Plot (from avonromance.com)
He is a duke in search of a perfect bride. She is a lady-but a long way from perfect. Tarquin, the powerful Duke of Sconce, knows perfectly well that the decorous and fashionably slender Georgiana Lytton will make him a proper duchess. So why can’t he stop thinking about her twin sister, the curvy, headstrong, and altogether unconventional Olivia? Not only is Olivia betrothed to another man, but their improper, albeit intoxicating, flirtation makes her unsuitability all the more clear. Determined to make a perfect match, he methodically cuts Olivia from his thoughts, allowing logic and duty to triumph over passion…Until, in his darkest hour, Quin begins to question whether perfection has anything to do with love. To win Olivia’s hand he would have to give up all the beliefs he holds most dear, and surrender heart, body and soul… Unless it’s already too late. Don’t miss a new version of The Princess & the Pea, asking an age-old question: What is a perfect princess?
Things I Loved
This is probably my favorite book in the series. Like its predecessors, it’s a loose retelling ofa fairy tale–in this case, The Princess and the Pea–set in Regency England. It’s also a bit of an homage to Cotillion by Georgette Heyer (mostly in that Rupert, Olivia’s fiancé in The Duke is Mine, is quite similar to Dolph in Cotillion).
I love Olivia. She’s been betrothed to a duke since birth. Her parents have raised Olivia and her twin sister, Georgiana, to be duchesses. Georgiana is pretty much perfect at everything. Olivia likes bawdy limericks and making fun of her mother’s favorite etiquette book, The Mirror of Compliments. Olivia’s fiancé, Rupert, has an intellectual disability. She’s not thrilled about marrying him, but she’s fond of him and always treats him with respect and kindness.

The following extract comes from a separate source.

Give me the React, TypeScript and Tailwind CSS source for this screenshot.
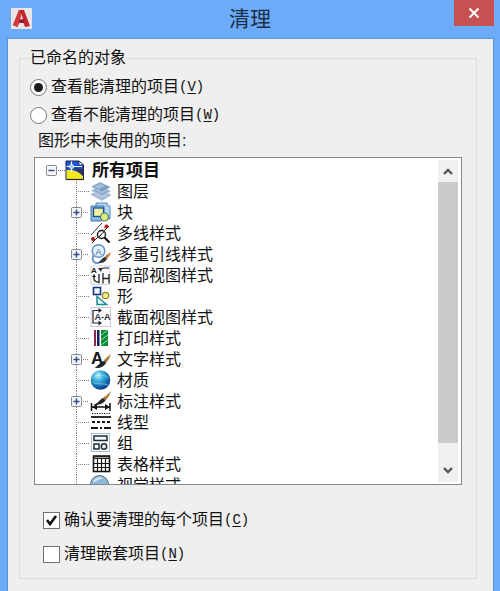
import { useRef, useState, type ReactNode } from "react";

const FONT_CLASSNAME = "font-['Liberation_Sans','Noto_Sans_CJK_SC',sans-serif]";

function BrushShape() {
  return (
    <>
      <path d="M21 5 L15 10 L13 13 L16 14 L19 10 Z" fill="#a9703c" />
      <path d="M20 5.500 L15 10.500" stroke="#e3b884" strokeWidth="1" />
      <path d="M14 12 L16 14 C14 18 8 20 4 18.500 C8 18 9 13.500 14 12 Z" fill="#1d2227" />
    </>
  );
}

const ICONS: Record<string, ReactNode> = {
  layer: (
    <g strokeWidth="0.6">
      <path d="M1 13.500 L10 9 L21 14 L12 19.500 Z" fill="#a9bfd8" stroke="#8fa9c6" />
      <path d="M1 9.500 L10 5 L21 10 L12 15.500 Z" fill="#8fadcd" stroke="#e6eef7" />
      <path d="M1 5.500 L10 1 L21 6 L12 11.500 Z" fill="#7d9dc2" stroke="#e9f0f8" />
      <path d="M4 5.500 L10 2.500 L15 5 L9 8 Z" fill="#a5bedb" />
    </g>
  ),
  block: (
    <>
      <path d="M6 1 H17 L20 4 V17 H6 Z" fill="#b4d5f2" stroke="#4d86bd" />
      <path d="M1 4 H14 V17 L11 19 H1 Z" fill="#8dbbe6" stroke="#3d74ad" />
      <path d="M17 1 V4 H20" fill="#e7f3fd" stroke="#4d86bd" strokeWidth="0.7" />
      <rect x="3.500" y="6" width="10" height="8.500" fill="#eaf3a2" stroke="#244f86" strokeWidth="1.3" />
      <circle cx="14.500" cy="15" r="4" fill="#dcea7e" stroke="#4e7a76" strokeWidth="1.2" />
    </>
  ),
  mline: (
    <>
      <path d="M1 12 L12 0 M2 20 L19 3" stroke="#333" strokeWidth="1" />
      <path d="M3 16 L16 3.500" stroke="#b66" strokeWidth="1" strokeDasharray="2 1" />
      <circle cx="16.500" cy="3.500" r="2" fill="#c3131a" />
      <circle cx="3" cy="16" r="2" fill="#a5131a" />
      <circle cx="11.500" cy="11.500" r="4" fill="#fff" fillOpacity="0.7" stroke="#222" strokeWidth="1.4" />
      <path d="M9 14 L14 9" stroke="#444" strokeWidth="1" />
      <path d="M14.500 14.500 L19.500 19.500" stroke="#111" strokeWidth="2.2" />
    </>
  ),
  mleader: (
    <>
      <path d="M4 11 C2 14 2 17 5 18.500 C8 20 11 18 12 16" fill="none" stroke="#6d9ac8" strokeWidth="2" />
      <circle cx="8.500" cy="7" r="6.300" fill="#e2eefa" stroke="#6394c6" strokeWidth="1.5" />
      <text x="8.500" y="10.500" textAnchor="middle" fontSize="9" fontFamily="Liberation Sans, sans-serif" fill="#3d72ab">
        A
      </text>
      <path d="M21 8 L15 12 L14 15 L17 15 L20 11 Z" fill="#c47b42" />
      <path d="M14.500 13 L17 15 C15 19 11 19.500 8 18.500 C11 17.500 11 14.500 14.500 13 Z" fill="#30353a" />
    </>
  ),
  localView: (
    <>
      <rect x="1" y="1" width="19" height="18.500" fill="#fafafc" stroke="#c9cad8" strokeWidth="0.8" />
      <text x="1" y="8" fontSize="8" fontWeight="bold" fontFamily="Liberation Sans, sans-serif" fill="#222">
        A
      </text>
      <path d="M19 3 H14 C12 3 11 4 10 5" fill="none" stroke="#222" strokeWidth="1.2" />
      <path d="M8 3 L12 3 L11 7 Z M2 12 L4 9 L6 12 Z" fill="#222" />
      <path d="M4 11 V14 C4 16.500 7 17 9 17.500 V9 M13 18.500 V8 M19 18.500 V9 M13 13.500 H19" fill="none" stroke="#222" strokeWidth="1.3" />
    </>
  ),
  shape: (
    <>
      <rect x="3.500" y="1.500" width="7" height="7" fill="#f3f7ff" stroke="#18348c" strokeWidth="1.6" />
      <circle cx="15.500" cy="9.500" r="3.200" fill="#f1ec86" stroke="#8a8425" strokeWidth="1.2" />
      <path d="M7 10.500 V18.500 H16.500 Z" fill="#eefcfa" stroke="#198f91" strokeWidth="1.5" />
    </>
  ),
  sectionView: (
    <>
      <rect x="1" y="0.500" width="19.500" height="19" fill="#fbfbfd" stroke="#c9b9cc" strokeWidth="0.8" />
      <path d="M10 3.500 H3 V16 H10" fill="none" stroke="#26262e" strokeWidth="1.2" />
      <path d="M8.500 1 L12 3.500 L8.500 6 Z M8.500 13.500 L12 16 L8.500 18.500 Z" fill="#26262e" />
      <text x="4.500" y="12.500" fontSize="9" fontWeight="bold" fontFamily="Liberation Sans, sans-serif" fill="#33333c">
        A-A
      </text>
    </>
  ),
  plot: (
    <>
      <rect x="4" y="2" width="2" height="16" fill="#8c2a49" />
      <rect x="7" y="2" width="2.500" height="16" fill="#171c63" />
      <rect x="11" y="2" width="7" height="16" fill="#0c8a35" />
      <path d="M11 7 L18 2 M11 12 L18 7 M11 17 L18 12" stroke="#9be0a9" strokeWidth="1" />
    </>
  ),
  text: (
    <>
      <text x="1" y="15" fontSize="17" fontWeight="bold" fontFamily="Liberation Sans, sans-serif" fill="#15171a">
        A
      </text>
      <BrushShape />
    </>
  ),
  material: (
    <>
      <defs>
        <radialGradient id="material-ball" cx="0.38" cy="0.28" r="0.75">
          <stop offset="0" stopColor="#d9f8ff" />
          <stop offset="0.3" stopColor="#4bbbe2" />
          <stop offset="0.7" stopColor="#176fb5" />
          <stop offset="1" stopColor="#152f86" />
        </radialGradient>
      </defs>
      <circle cx="10.500" cy="10" r="9.800" fill="url(#material-ball)" />
      <path d="M3 8 C6 5 8 8 11 6 S16 6 18 8 M3 12 C7 16 12 12 18 15" fill="none" stroke="#74dbe8" strokeWidth="1.2" strokeOpacity="0.6" />
    </>
  ),
  dimension: (
    <>
      <path d="M21 0 L14 6 L12 9 L15 10 L19 5 Z" fill="#b06e36" />
      <path d="M20.500 0.500 L15 6" stroke="#efc795" strokeWidth="1" />
      <path d="M13 7 L15.500 9.500 C13 13 8 14.500 3 14 C8 12.500 9 9 13 7 Z" fill="#22272b" />
      <path d="M1.500 12 V20 M20 12 V20 M2 16 H20" stroke="#111" strokeWidth="1.5" />
      <path d="M2 16 L7 13 V19 Z M20 16 L15 13 V19 Z" fill="#111" />
    </>
  ),
  linetype: (
    <g stroke="#161616">
      <path d="M2 1.500 H21" strokeWidth="1.2" strokeDasharray="1.2 1.2" />
      <path d="M1 5 H21" strokeWidth="1.8" />
      <path d="M2 10 H21" strokeWidth="1.8" strokeDasharray="3 2" />
      <path d="M1 16 H21" strokeWidth="1.8" strokeDasharray="7 2 2 2" />
    </g>
  ),
  group: (
    <>
      <rect x="1.500" y="0.500" width="18" height="18" fill="none" stroke="#4c79a6" strokeDasharray="1 1" />
      <g fill="#f4f8fb" stroke="#1d2a33" strokeWidth="1.5">
        <rect x="4" y="3" width="13" height="4.500" />
        <rect x="4" y="11" width="5" height="5" />
        <circle cx="14" cy="13.500" r="2.700" />
      </g>
    </>
  ),
  table: (
    <>
      <rect x="3.500" y="2" width="16" height="15.500" fill="#fff" stroke="#161616" strokeWidth="1.6" />
      <path d="M3 2 H20 V5 H3 Z" fill="#222" />
      <path d="M4.500 3.500 H18.500" stroke="#bbb" strokeWidth="0.8" />
      <path d="M7.500 5 V17 M11.500 5 V17 M15.500 5 V17 M4 9.500 H19 M4 13.500 H19" stroke="#161616" strokeWidth="1.2" />
    </>
  ),
  visual: (
    <>
      <circle cx="9.500" cy="9.500" r="9" fill="#8fb9d6" stroke="#56708a" strokeWidth="1" />
      <path d="M3 8 C4 3 10 1 13 3 C9 4 6 6 3 8 Z" fill="#d3e8f5" />
    </>
  ),
};

type TreeItem = {
  label: string;
  icon: string;
  expandable?: boolean;
};

const ITEMS: TreeItem[] = [
  { label: "图层", icon: "layer" },
  { label: "块", icon: "block", expandable: true },
  { label: "多线样式", icon: "mline" },
  { label: "多重引线样式", icon: "mleader", expandable: true },
  { label: "局部视图样式", icon: "localView" },
  { label: "形", icon: "shape" },
  { label: "截面视图样式", icon: "sectionView" },
  { label: "打印样式", icon: "plot" },
  { label: "文字样式", icon: "text", expandable: true },
  { label: "材质", icon: "material" },
  { label: "标注样式", icon: "dimension", expandable: true },
  { label: "线型", icon: "linetype" },
  { label: "组", icon: "group" },
  { label: "表格样式", icon: "table" },
  { label: "视觉样式", icon: "visual" },
];

function ExpanderBox({ open }: { open: boolean }) {
  return (
    <>
      <rect x="0.500" y="5.500" width="10" height="10" rx="1" fill="#f4f5f8" stroke="#858a94" />
      <path d={open ? "M2.500 10.500 H8.500" : "M2.500 10.500 H8.500 M5.500 7.500 V13.500"} stroke="#2f4a86" strokeWidth="1.4" />
    </>
  );
}

function Connector({ expandable }: { expandable?: boolean }) {
  return (
    <svg width="19" height="21" viewBox="0 0 19 21" fill="none" aria-hidden="true">
      <path d="M5.500 0 V21" stroke="#808080" strokeDasharray="1 1" />
      <path d={expandable ? "M12 10.500 H18" : "M7 10.500 H18"} stroke="#808080" strokeDasharray="1 1" />
      {expandable && <ExpanderBox open={false} />}
    </svg>
  );
}

function RootIcon() {
  return (
    <svg width="20" height="21" viewBox="0 0 20 21" className="shrink-0" aria-hidden="true">
      <path d="M1 1 H14 L18.500 5 V19.500 H1 Z" fill="#1f55cf" stroke="#1a2550" />
      <path d="M1.500 10 C8 9.500 13 11 18 16 V19 H1.500 Z" fill="#f6e51c" />
      <path d="M9 8 L18 9 V16 C15 13 12 11 9 8 Z" fill="#2c2f66" />
      <path d="M14 1 V5 H18.500 Z" fill="#fff" stroke="#1a2550" strokeWidth="0.8" />
      <path d="M6.500 1.500 V12 M1.500 6.500 H17" stroke="#fff" strokeWidth="1.2" />
      <circle cx="6.500" cy="6.500" r="2" fill="#8fc6f5" stroke="#fff" strokeWidth="0.8" />
      <path d="M1 19.500 H18.500" stroke="#222" strokeWidth="1.2" />
    </svg>
  );
}

function TreeRow({ item }: { item: TreeItem }) {
  return (
    <li className="flex h-[21px] items-center pl-9">
      {item.expandable ? (
        <button type="button" aria-label={`展开${item.label}`} className="shrink-0">
          <Connector expandable />
        </button>
      ) : (
        <Connector />
      )}
      <svg width="22" height="21" viewBox="0 0 22 21" className="shrink-0" aria-hidden="true">
        {ICONS[item.icon]}
      </svg>
      <span className="ml-[5px] whitespace-nowrap">{item.label}</span>
    </li>
  );
}

function ScrollArrow({ label, d, onClick }: { label: string; d: string; onClick: () => void }) {
  return (
    <button type="button" aria-label={label} onClick={onClick} className="flex h-[22px] items-center justify-center">
      <svg width="12" height="10" viewBox="0 0 12 10" fill="none" aria-hidden="true">
        <path d={d} stroke="#555" strokeWidth="2.4" />
      </svg>
    </button>
  );
}

function ItemTree() {
  const [open, setOpen] = useState(true);
  const listRef = useRef<HTMLUListElement>(null);
  const scroll = (top: number) => listRef.current?.scrollBy({ top });

  return (
    <div className="ml-1 flex h-[328px] border border-[#828790] bg-white">
      <ul ref={listRef} className="min-w-0 flex-1 overflow-hidden pt-[2px] leading-[21px]">
        <li>
          <div className="flex h-[21px] items-center pl-[11px]">
            <button
              type="button"
              aria-label="所有项目"
              aria-expanded={open}
              onClick={() => setOpen(!open)}
              className="shrink-0"
            >
              <svg width="19" height="21" viewBox="0 0 19 21" fill="none" aria-hidden="true">
                <path d="M12 10.500 H19" stroke="#808080" strokeDasharray="1 1" />
                <ExpanderBox open={open} />
              </svg>
            </button>
            <RootIcon />
            <span className="ml-[7px] text-[17px] font-bold">所有项目</span>
          </div>
          {open && (
            <ul>
              {ITEMS.map((item) => (
                <TreeRow key={item.label} item={item} />
              ))}
            </ul>
          )}
        </li>
      </ul>
      <div className="my-[2px] mr-[3px] flex w-5 flex-col bg-[#f0f0f0]">
        <ScrollArrow label="向上滚动" d="M2 8 L6 4 L10 8" onClick={() => scroll(-21)} />
        <div className="flex-1">
          <div className="h-[94%] bg-[#cbcbcb]" />
        </div>
        <ScrollArrow label="向下滚动" d="M2 2 L6 6 L10 2" onClick={() => scroll(21)} />
      </div>
    </div>
  );
}

function Mnemonic({ char }: { char: string }) {
  return (
    <span className="font-['Liberation_Mono',monospace] text-[14px]">
      (<span className="underline underline-offset-2">{char}</span>)
    </span>
  );
}

type OptionProps = {
  label: string;
  char: string;
  defaultChecked?: boolean;
};

function RadioOption({ label, char, defaultChecked }: OptionProps) {
  return (
    <label className="flex h-7 items-center">
      <input
        type="radio"
        name="purge-view"
        defaultChecked={defaultChecked}
        className="mr-1 grid size-[17px] shrink-0 appearance-none place-items-center rounded-full border border-[#777] bg-white before:size-[9px] before:rounded-full before:content-[''] checked:before:bg-[#1c1c1c]"
      />
      {label}
      <Mnemonic char={char} />
    </label>
  );
}

function CheckOption({ label, char, defaultChecked }: OptionProps) {
  return (
    <label className="flex h-[34px] items-center">
      <span className="mr-1 grid shrink-0 place-items-center">
        <input
          type="checkbox"
          defaultChecked={defaultChecked}
          className="peer col-start-1 row-start-1 size-[17px] appearance-none border border-[#707070] bg-white"
        />
        <svg
          width="13"
          height="13"
          viewBox="0 0 13 13"
          fill="none"
          className="pointer-events-none invisible col-start-1 row-start-1 peer-checked:visible"
          aria-hidden="true"
        >
          <path d="M2 6 L5 10 L11 2" stroke="#111" strokeWidth="2.6" />
        </svg>
      </span>
      {label}
      <Mnemonic char={char} />
    </label>
  );
}

function TitleBar() {
  return (
    <header className="grid h-[38px] grid-cols-[1fr_auto_1fr] items-start">
      <svg width="21" height="21" viewBox="0 0 21 21" className="mt-2 ml-[11px]" aria-hidden="true">
        <rect width="21" height="21" fill="#e9e4e6" />
        <path d="M8 2 H13 L19 18 L14 19 L12.500 15 H8 L6.500 19 L2 17 Z M10.500 6 L9 11.500 H12 Z" fill="#c1272d" fillRule="evenodd" />
        <path d="M8 2 L10.500 6 L6.500 19 L2 17 Z" fill="#cf3a3f" />
        <path d="M8 15 L12.500 15 L14 12 L9 11.500 Z" fill="#8f1b20" />
      </svg>
      <h1 className="text-[21px] leading-[38px] text-[#1b2f4a]">清理</h1>
      <button
        type="button"
        aria-label="关闭"
        className="mr-[6px] flex h-[26px] w-10 items-center justify-center justify-self-end bg-[#c75050]"
      >
        <svg width="12" height="12" viewBox="0 0 12 12" fill="none" aria-hidden="true">
          <path d="M1.500 1.500 L10.500 10.500 M10.500 1.500 L1.500 10.500" stroke="#fff" strokeWidth="2" />
        </svg>
      </button>
    </header>
  );
}

export default function App() {
  return (
    <div className={`${FONT_CLASSNAME} flex min-h-screen flex-col bg-[#6babf7] text-[16px] text-[#111]`}>
      <TitleBar />
      <main className="mr-[6px] ml-[7px] flex-1 border-x border-t border-[#5b93d6] bg-[#efefef] pt-[9px] pr-4 pl-[11px]">
        <fieldset className="min-w-0 border border-[#dcdcdc] pr-[14px] pb-[7px] pl-[10px]">
          <legend className="h-5 leading-5">已命名的对象</legend>
          <div className="mt-[5px]">
            <RadioOption label="查看能清理的项目" char="V" defaultChecked />
            <RadioOption label="查看不能清理的项目" char="W" />
          </div>
          <h2 className="mb-1 ml-2 h-6 leading-6">图形中未使用的项目:</h2>
          <ItemTree />
          <div className="mt-[18px] ml-[13px]">
            <CheckOption label="确认要清理的每个项目" char="C" defaultChecked />
            <CheckOption label="清理嵌套项目" char="N" />
          </div>
        </fieldset>
      </main>
    </div>
  );
}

After Rupert joins the army and leaves for France (following a failed attempt at consummation that Olivia lies about to protect Rupert’s feelings), Olivia and Georgiana are sent to stay with Tarquin, the Duke of Sconce, whose mother is the author of the detested Mirror of Compliments. Tarquin is a widower and a brilliant mathematician (possibly with an autism spectrum disorder; yay diversity).
Tarquin’s first wife did a number on him, so the prim and proper Georgiana seems like the perfect choice for his second wife. But the totally inappropriate Olivia and her large bottom (did I mention that Olivia is fat? I love awesome, confident fat heroines) arouses his interest.
I love, love, love that this romance features a virgin heroine who does not have a magical first time. Tarquin doesn’t realize that Olivia is a virgin, so she doesn’t have an easy or pleasant time of it at first. James handled it sensitively and realistically, which made me really happy.
Also: house parties, crazy trips to France, emotionally wounded heroes, Sir Justin Fiebvre (yes, there is a fictional version of Justin Bieber inserted into the house party just because).
Rupert is mortally wounded after winning a major victory for the English in France, so Olivia and Tarquin set out for France to reclaim his body. This whole subplot was, frankly, a bit weird. James’s portrayal of Rupert is a little bit problematic overall, and the trip to France didn’t seem to make a whole lot of sense; it was more or less there to fit with the fairy tale plot. This is also probably the loosest retelling of the series.
And, of course, those of you who like your historical fiction rigorously accurate and your romances sex-free may want to skip this series. (Not that James is that inaccurate, but these are more fantasy-ish than strictly historical. Which is how I like my Regency romances, but I know other people who find factual inaccuracies really, really annoying.)
2 out of 4 chili peppers (1 being a step above a sex-free gentle romance, 4 being an all-sex-and-no-plot romance). Proceed with caution if you’re more Georgette Heyer than Ellora’s Cave.